茨城のヤブ山歩き (No.46)  朝房山(344.7m)  

2万5千分の1地形図「上小瀬」 常陸大宮市 平成19年2月10日

旧山方町の陰陽神社近くの朝房山に登る。この山名は地形図に書かれてはいないが、国土地理院の三角点情報を閲覧すると、地点名に天神ケ岳と書かれており、古くはそう呼ばれていたのかも知れない。常陸大宮市役所に問い合わせると、周辺に赤木山林という国有林があり、ここから赤木山と呼ばれている。またこの山の南に朝房という地区があり、ここから山頂近くまで林道が通じ、このため現在では朝房山というのが一般的という返事を頂いた。地図を見ると山頂には無線中継所があり、ここには3ヶ所から道が通じている。距離は長くなるが尾根がはっきりした東側の道を選ぶ。


 国道
118号線から県道29号常陸太田烏山線に入り、陰陽神社手前の南皆沢(みなみかいざわ)公園駐車場に車を止める。

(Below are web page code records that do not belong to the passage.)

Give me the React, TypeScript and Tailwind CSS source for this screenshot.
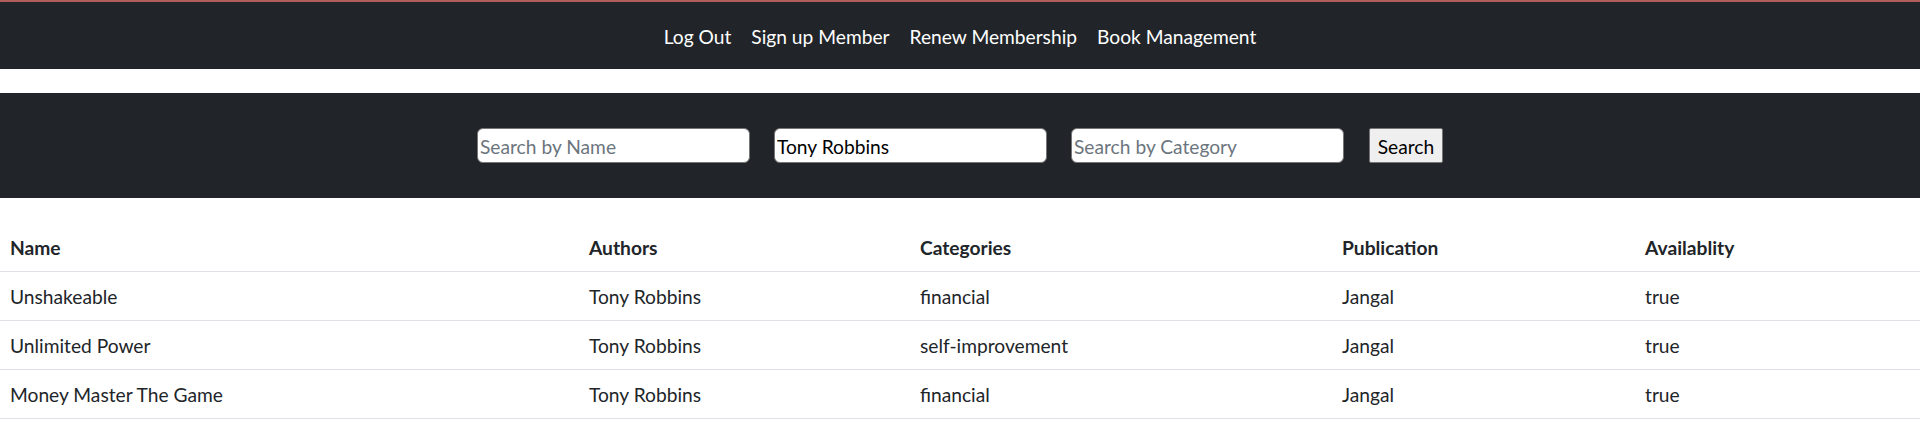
import { useState } from "react";

type Book = {
  name: string;
  authors: string;
  categories: string;
  publication: string;
  available: boolean;
};

const books: Book[] = [
  { name: "Unshakeable", authors: "Tony Robbins", categories: "financial", publication: "Jangal", available: true },
  { name: "Unlimited Power", authors: "Tony Robbins", categories: "self-improvement", publication: "Jangal", available: true },
  { name: "Money Master The Game", authors: "Tony Robbins", categories: "financial", publication: "Jangal", available: true },
];

const navLinks = ["Log Out", "Sign up Member", "Renew Membership", "Book Management"];

const App = () => {
  const [name, setName] = useState("");
  const [author, setAuthor] = useState("Tony Robbins");
  const [category, setCategory] = useState("");

  const inputClass =
    "h-[35px] w-[273px] rounded-[6px] border border-[#767676] bg-white px-[2px] pt-[2px] text-[19.2px] text-black placeholder:text-[#6c757d] outline-none";

  return (
    <div className="min-h-[442px] bg-white text-[19.2px] text-[#212529] [font-family:Lato,'Noto_Sans',sans-serif]">
      <nav className="border-t-2 border-[#b35c5c] bg-[#212529]">
        <ul className="flex h-[67px] items-center justify-center pt-[3px]">
          {navLinks.map((link) => (
            <li key={link}>
              <a className="cursor-pointer px-[10px] text-white">{link}</a>
            </li>
          ))}
        </ul>
      </nav>

      <div className="mt-[24px] flex h-[105px] items-center justify-center gap-[24px] bg-[#212529]">
        <input
          className={inputClass}
          placeholder="Search by Name"
          value={name}
          onChange={(e) => setName(e.target.value)}
        />
        <input
          className={inputClass}
          placeholder="Search by Author"
          value={author}
          onChange={(e) => setAuthor(e.target.value)}
        />
        <input
          className={inputClass}
          placeholder="Search by Category"
          value={category}
          onChange={(e) => setCategory(e.target.value)}
        />
        <button className="ml-[1px] h-[35px] w-[74px] rounded-[2px] border border-[#767676] bg-[#efefef] pt-[3px] text-[19.2px] text-black">
          Search
        </button>
      </div>

      <table className="mt-[24px] w-full border-collapse text-left">
        <thead>
          <tr className="h-[49px] border-b border-[#dee2e6]">
            <th className="w-[579px] px-[10px] pt-[4px] font-bold">Name</th>
            <th className="w-[331px] px-[10px] pt-[4px] font-bold">Authors</th>
            <th className="w-[422px] px-[10px] pt-[4px] font-bold">Categories</th>
            <th className="w-[303px] px-[10px] pt-[4px] font-bold">Publication</th>
            <th className="px-[10px] pt-[4px] font-bold">Availablity</th>
          </tr>
        </thead>
        <tbody>
          {books.map((book) => (
            <tr key={book.name} className="h-[49px] border-b border-[#dee2e6]">
              <td className="px-[10px] pt-[4px]">{book.name}</td>
              <td className="px-[10px] pt-[4px]">{book.authors}</td>
              <td className="px-[10px] pt-[4px]">{book.categories}</td>
              <td className="px-[10px] pt-[4px]">{book.publication}</td>
              <td className="px-[10px] pt-[4px]">{String(book.available)}</td>
            </tr>
          ))}
        </tbody>
      </table>
    </div>
  );
};

export default App;
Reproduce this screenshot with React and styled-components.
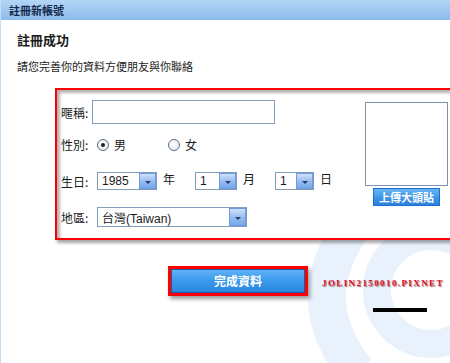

 1038分歩き始める。田畑の中に集落が点在する農山村風景の、舗装された生活道路を北に向かい、のんびりと歩く。道はT字路になり、ここで進路を西に変える。右手には樹齢15年くらいのスギの人口林。見事に手入れされていない。下枝が茂り、それが枯れて上のほうだけに緑がある。林内は見通せないほど暗く林床植物はまったく見られない。手入れしない人工林の教材みたいなものだ。そこを過ぎると林層が変わった。樹齢25年くらいの、すらっと通直に伸びたスギの美林となった。ここに案内板があり「間伐展示林、山方町」と書かれており、納得した。

 この先、道は2度ほど二手に分かれる。林業のための作業道であろうが、地図には書かれていない。ここは尾根方向の道を選ぶ。まもなくフェンスに囲まれた貯水タンクらしいものが現れた。タンクのすぐ右に道らしきものが見え、またその右にはっきりとした道がある。このはっきりとした道を行きたくなるが、この道は斜面に作られた道で、尾根には乗らない。ここはタンクのすぐ右側の下草が生える道を歩く。尾根道は明確な踏み跡がある。しばらく稜線を西に向かい歩く。進行方向右手にはヒノキの人工林、左側は落葉広葉樹やアカマツが混じる里山林で、尾根沿いにはアラカシやヒサカキなどの照葉樹が多く見られる。尾根道は急な登りはないが、ゆっくりと高度を上げる。


 1126分、NHKと民放共同のテレビ中継所の建物が現れた。ここは地上デジタル県域放送の電波を中継する施設のようだ。朝房山山頂はここを後ろに回りこみ約1分で着いた。山頂は三等三角点以外山頂を示すものはなく、周囲はアカマツ、ヒノキなどに囲まれて展望はない。